Superior L & L;878855 said:


> WOW! $200 for a one day class! I probably know more than the teacher


well i guess i will fly out to MI and plow for you........this way im getting paid and a free education


----------



## tls22 (Sep 30, 2007)

Deco;878942 said:


> sima certified?


Im not.....but you can get CEU'S for your sima cert if you attend the class....have a great winter


----------



## revtoyota (Oct 17, 2009)

tls22;879261 said:


> Lol...sure pal....we can get tim also. Make it a plowsite road trip......we have time cause i dont see any snow any where int he U.S.
> 
> lol we have snow lots of it last time I looked alaska was part of the U.S


----------



## tls22 (Sep 30, 2007)

revtoyota;879300 said:


> tls22;879261 said:
> 
> 
> > Lol...sure pal....we can get tim also. Make it a plowsite road trip......we have time cause i dont see any snow any where int he U.S.
> ...


----------



## grandview (Oct 9, 2005)

OK ,Timmy teach them everything you know!


----------



## Ramairfreak98ss (Aug 17, 2005)

id consider going... but the $200 isnt well spent on me.

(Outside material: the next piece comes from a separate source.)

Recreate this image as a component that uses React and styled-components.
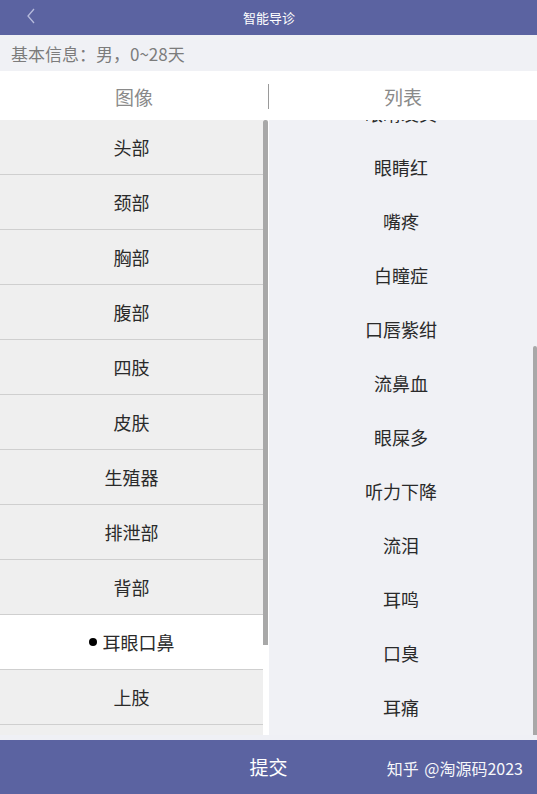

Id rather send the plowing employees to it, even if you paid them for the day.. but to pay them for the day of training PLUS the $200 per head sucks.. not worth it for me :/


----------



## tls22 (Sep 30, 2007)

Guess im the only one that likes a little education....dont worry this class will set the men away from the boys


----------



## revtoyota (Oct 17, 2009)

naw your not the only one just no reason to go if your not in the area that they are doing this class


----------



## grandview (Oct 9, 2005)

tls22;880571 said:


> Guess im the only one that likes a little education....dont worry this class will set the men away from the boys


Timmy you 1st question should be to the teacher, teach me how to plow in a straight line!:laughing:


----------



## suzuki0702 (Apr 6, 2008)

thats pretty cool that they're teaching that! id go but they dont offer that around me ....or do they!? id be interested if they did


----------



## tls22 (Sep 30, 2007)

grandview;880940 said:


> Timmy you 1st question should be to the teacher, teach me how to plow in a straight line!:laughing:


I will just ask you...i mean you have gotten a ton of snow in buffalo this november.......longest stretch without a flake so far....


----------



## tls22 (Sep 30, 2007)

suzuki0702;880946 said:


> thats pretty cool that they're teaching that! id go but they dont offer that around me ....or do they!? id be interested if they did


I will ask.....what state you live in?


----------



## grandview (Oct 9, 2005)

Timmy don't forget to take pictures!


----------



## tls22 (Sep 30, 2007)

What a awesome class.....i learn so much. I will def recommend you guys attend if its in your area. Its well worth the money.


----------



## grandview (Oct 9, 2005)

So they taught you how to plow in an octagon?


----------



## tls22 (Sep 30, 2007)

grandview;887696 said:


> So they taught you how to plow in an octagon?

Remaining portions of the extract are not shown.